• rejisor. anlattigi hikayenin icinde oldurulmustur.
  • rüya ve bilinçaltı yönetmeni olarak david lynch'in polonya şubesi. böyle deyince sanki küçümsermiş gibi oldu, öyle bir amacım yok tabii. kendisi ile sanatorium pod klepsydra filmi ile henüz bugün tanışmış buluyorum. dikkatimi fazlasıyla çekmeyi başardı.
  • sinemada gerçeküstücülük düsturuyla, somut durumlardan ve klasik hikaye anlatımından tamamen uzak durmasıyla, sadece deneyimlerle, hayallerle ve rüyalarda zamanı metafiziksel yorumlamasıyla, insan varoluşunun kırılganlığını müthiş edebi birikimiyle harmanlayan polonyalı yönetmen.

    "bir film olan rüyada" der has, "insanın genellikle tekil bir zaman döngüsü vardır. geçmişe ait şeyler, uzun süredir devam eden sorunlar, mevcut gerçekliğin üzerine bindiriliyor. bilinçaltı gerçekliği istila eder. rüyalar böylece geleceği ortaya çıkarmamıza, göstermemize izin verir.'' diyerek devam eder ki onun filmlerinde kendinizi sürrealizmin o büyülü dünyasında müthiş özgür hissedersiniz.

    en sevdiği ortamlar, harabe halindeki şehirler, yarı terk edilmiş evler, toz ve ıvır zıvırla dolu iç mekanlar, yani tanrının unuttuğu manzaralardır adeta. karakterleri, o hep bildiğimiz inatçı asi kahramanlar olmaktan çok uzaktır. daha çok pasif anti-kahramanlar olarak, kendi dünyalarında kapana kısılmış, bedenlerinde, toplumlarında, zamanlarında kendilerini huzursuz hisseden, dışlanmış kişilerdir. rüyalar, fanteziler veya anılar yoluyla boktan geçen hayatınızda size bir kaçış sağlar has'ın sineması.

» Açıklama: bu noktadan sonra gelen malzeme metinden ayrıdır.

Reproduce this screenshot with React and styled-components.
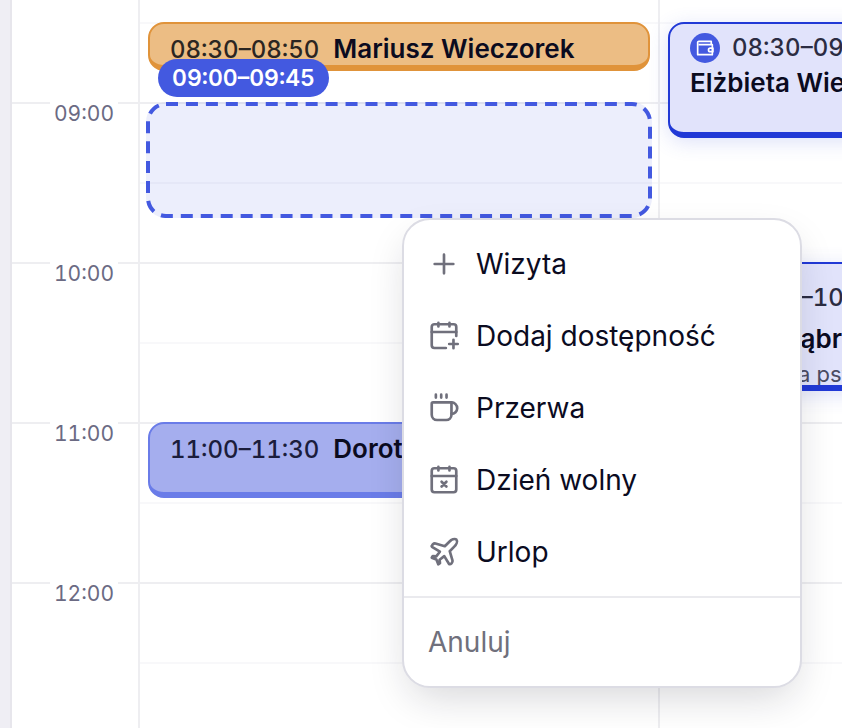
import React, { useState } from "react";
import styled, { createGlobalStyle } from "styled-components";

const GlobalStyles = createGlobalStyle`
  * {
    box-sizing: border-box;
  }
  body {
    margin: 0;
    background: #efeef4;
    font-family: Inter, "Liberation Sans", sans-serif;
    color: #0b0b1f;
  }
`;

const slots = ["", "09:00", "", "10:00", "", "11:00", "", "12:00", ""];

// rows are 5 minutes each, the first one starts at 08:30
const toRow = time => {
  const [h, m] = time.split(":").map(Number);
  return Math.round((h * 60 + m - 510) / 5) + 1;
};

const colors = {
  orange: { bg: "#ecbd84", border: "#e0933a", time: "#2b2622" },
  violet: { bg: "#a5aeee", border: "#6a7ce8", time: "#1b1d3c" },
  blue: { bg: "#e1e3fb", border: "#2139d6", time: "#2b2c42" }
};

const PlusIcon = () => (
  <Icon viewBox="0 0 24 24">
    <path d="M12 5v14M5 12h14" />
  </Icon>
);

const CalendarPlusIcon = () => (
  <Icon viewBox="0 0 24 24">
    <path d="M21.2 12V5.2a2 2 0 0 0-2-2H4.8a2 2 0 0 0-2 2v13.800a2 2 0 0 0 2 2h8.600" />
    <path d="M2.800 9h18.400M7.800 2.200v2.600M16.100 2.200v2.600M19.100 14.800v6.400M15.900 18h6.400" />
  </Icon>
);

const CupIcon = () => (
  <Icon viewBox="0 0 24 24">
    <path d="M17.600 7.800H3.800a1 1 0 0 0-1 1V17a4 4 0 0 0 4 4h6.800a4 4 0 0 0 4-4z" />
    <path d="M17.600 7.800a4.300 4.300 0 0 1 0 8.600M5.900 2v2.200M9.900 2v2.200M13.900 2v2.200" />
  </Icon>
);

const CalendarOffIcon = () => (
  <Icon viewBox="0 0 24 24">
    <rect x="2.8" y="3.2" width="18.4" height="18" rx="2" />
    <path d="M2.800 9h18.400M7.800 2.200v2.600M16.100 2.200v2.600M10.200 13.300l3.600 3.600M13.800 13.300l-3.600 3.600" />
  </Icon>
);

const PlaneIcon = () => (
  <Icon viewBox="0 0 24 24">
    <path d="M21.300 2.700C20 1.600 17.500 2.800 16 4.300l-3.400 3.400-7-2.100C4.200 5.300 2.300 7 3 8.200l5.900 3.600-2.700 3.500-2.600-.3-.8 1.300 3.500 1.400 1.400 3.500 1.300-.8-.3-2.600 3.500-2.700 3.600 5.900c1.200.7 2.900-1.200 2.600-2.600l-2.100-7L19.700 8c1.500-1.500 2.700-4 1.600-5.300z" />
  </Icon>
);

const WalletIcon = () => (
  <WalletSvg viewBox="0 0 24 24">
    <path d="M19.500 8V4H4.800a1.600 1.600 0 0 0-1.600 2v14h17.600V8H4.500" />
    <path d="M21.500 12.200h-3.200a2.100 2.100 0 0 0 0 4.200h3.200z" />
  </WalletSvg>
);

const options = [
  { label: "Wizyta", icon: PlusIcon },
  { label: "Dodaj dostępność", icon: CalendarPlusIcon },
  { label: "Przerwa", icon: CupIcon },
  { label: "Dzień wolny", icon: CalendarOffIcon },
  { label: "Urlop", icon: PlaneIcon }
];

function Visit({ start, end, name, note, color, paid, roomy }) {
  return (
    <Event $start={toRow(start)} $end={toRow(end)} $color={colors[color]} $stacked={paid} $roomy={roomy}>
      <TimeLine $roomy={roomy}>
        {paid && (
          <Paid>
            <WalletIcon />
          </Paid>
        )}
        <Time $color={colors[color].time}>
          {start}–{end}
        </Time>
      </TimeLine>
      <Name>{name}</Name>
      {note && <Note>{note}</Note>}
    </Event>
  );
}

export default function App() {
  const [open, setOpen] = useState(true);

  return (
    <Page>
      <GlobalStyles />
      <Calendar>
        <Hours>
          {slots.map((label, i) => (
            <HourSlot key={i} $hour={label !== ""}>
              {label && <HourLabel>{label}</HourLabel>}
            </HourSlot>
          ))}
        </Hours>
        <Day>
          <Visit start="08:30" end="08:50" name="Mariusz Wieczorek" color="orange" />
          <Selection $start={toRow("09:00")} $end={toRow("09:45")}>
            <Outline>
              <rect x="2" y="2" rx="18" />
            </Outline>
            <Range>09:00–09:45</Range>
          </Selection>
          <Visit start="11:00" end="11:30" name="Dorota Zielińska" color="violet" />
        </Day>
        <Day>
          <Visit start="08:30" end="09:15" name="Elżbieta Wieczorek" color="blue" paid />
          <Visit
            start="10:00"
            end="10:50"
            name="Kamila Dąbrowska"
            note="Konsultacja psychologiczna"
            color="blue"
            paid
            roomy
          />
        </Day>
      </Calendar>
      {open && (
        <Menu>
          <Group>
            {options.map(({ label, icon: OptionIcon }) => (
              <MenuButton key={label} onClick={() => setOpen(false)}>
                <OptionIcon />
                {label}
              </MenuButton>
            ))}
          </Group>
          <Group>
            <MenuButton $muted onClick={() => setOpen(false)}>
              Anuluj
            </MenuButton>
          </Group>
        </Menu>
      )}
    </Page>
  );
}

const Page = styled.div`
  position: relative;
  height: 100vh;
  overflow: hidden;
  padding-left: 10px;
`;

const Calendar = styled.main`
  display: grid;
  grid-template-columns: 126px 520px 520px;
  min-height: 100%;
  background: white;
  border-left: 2px solid #e7e6ec;
`;

const Hours = styled.div`
  padding-top: 22px;
`;

const HourSlot = styled.div`
  display: flex;
  justify-content: flex-end;
  height: 80px;
  padding-right: 20px;
  border-top: 2px solid ${props => (props.$hour ? "#eeeef1" : "transparent")};
`;

const HourLabel = styled.span`
  height: 26px;
  margin-top: -4px;
  padding: 0 4px;
  background: white;
  color: #6b6a83;
  font-size: 21px;
  line-height: 28px;
  font-variant-numeric: tabular-nums;
`;

const Day = styled.section`
  display: grid;
  grid-template-rows: repeat(54, 1fr);
  height: 742px;
  padding: 22px 8px 0;
  border-left: 2px solid #eeeef1;
  background: repeating-linear-gradient(
      #f8f8fa 0 2px,
      transparent 2px 80px,
      #eeeef1 80px 82px,
      transparent 82px 160px
    )
    0 22px no-repeat;
`;

const Event = styled.article`
  display: flex;
  flex-direction: ${props => (props.$stacked ? "column" : "row")};
  align-items: flex-start;
  gap: ${props => (props.$stacked ? "0" : "14px")};
  grid-row: ${props => props.$start} / ${props => props.$end};
  grid-column: 1;
  min-height: 0;
  margin-bottom: 4px;
  padding: ${props => (props.$roomy ? "16px" : props.$stacked ? "6px" : "8px")} 20px 0;
  overflow: hidden;
  white-space: nowrap;
  background: ${props => props.$color.bg};
  border: 2px solid ${props => props.$color.border};
  border-bottom-width: 6px;
  border-radius: 16px;
  box-shadow: ${props => (props.$stacked ? "0 4px 20px rgba(67, 89, 224, 0.18)" : "none")};
`;

const TimeLine = styled.div`
  display: flex;
  align-items: center;
  gap: 12px;
  margin-bottom: ${props => (props.$roomy ? "6px" : "0")};
`;

const Time = styled.span`
  color: ${props => props.$color};
  font-size: 24px;
  line-height: 36px;
  font-weight: 500;
  font-variant-numeric: tabular-nums;
`;

const Name = styled.span`
  font-size: 26px;
  line-height: 34px;
  font-weight: 600;
`;

const Note = styled.span`
  color: #4b4c63;
  font-size: 22px;
  line-height: 36px;
`;

const Paid = styled.span`
  display: grid;
  place-items: center;
  width: 30px;
  height: 30px;
  border-radius: 50%;
  background: #4359e0;
`;

const WalletSvg = styled.svg`
  width: 20px;
  height: 20px;
  fill: none;
  stroke: white;
  stroke-width: 2;
  stroke-linejoin: round;
`;

const Selection = styled.div`
  position: relative;
  grid-row: ${props => props.$start} / ${props => props.$end};
  grid-column: 1;
  margin: 0 -2px 4px;
  border-radius: 20px;
  background: rgba(67, 89, 224, 0.1);
`;

const Outline = styled.svg`
  display: block;
  width: 100%;
  height: 100%;

  rect {
    width: calc(100% - 4px);
    height: calc(100% - 4px);
    fill: none;
    stroke: #4359e0;
    stroke-width: 4;
    stroke-dasharray: 12 7.95;
  }
`;

const Range = styled.span`
  position: absolute;
  left: 12px;
  top: -43px;
  padding: 0 14px;
  border-radius: 19px;
  background: #4359e0;
  color: white;
  font-size: 23px;
  line-height: 38px;
  font-weight: 600;
  font-variant-numeric: tabular-nums;
`;

const Menu = styled.div`
  position: absolute;
  left: 402px;
  top: 218px;
  width: 400px;
  overflow: hidden;
  background: white;
  border: 2px solid #dcdce4;
  border-radius: 28px;
  box-shadow: 0 16px 40px -8px rgba(20, 20, 40, 0.18);
`;

const Group = styled.div`
  padding: 8px;

  & + & {
    border-top: 2px solid #eaeaee;
  }
`;

const MenuButton = styled.button`
  display: flex;
  align-items: center;
  gap: 16px;
  width: 100%;
  height: 72px;
  padding: 0 16px;
  border: 0;
  border-radius: 16px;
  background: none;
  color: ${props => (props.$muted ? "#70707c" : "#0b0b1f")};
  font-family: inherit;
  font-size: 28px;
  text-align: left;
  cursor: pointer;

  &:hover {
    background: #f4f4f8;
  }
`;

const Icon = styled.svg`
  width: 32px;
  height: 32px;
  fill: none;
  stroke: #70707c;
  stroke-width: 2;
  stroke-linecap: round;
  stroke-linejoin: round;
`;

    ''yalnızca günümüz için önemli olan meseleleri, fikirleri, temaları reddediyorum. sanat filmi, bugünün büyüsüne kapılmış bir atmosferde ölmeye mahkumdur.'' der ki
    has, 60'ların polonya'sında bir on dokuzuncu yüzyıl romanını filmlerinde yeniden canlandırırken, yalnızca anlamını yeniden canlandırmakla veya geçmişle günümüz arasındaki köprüyü inşa etmekle kalmaz, aynı zamanda çağdaşı sayılan yönetmenlere de sinema işte budur dedirtir.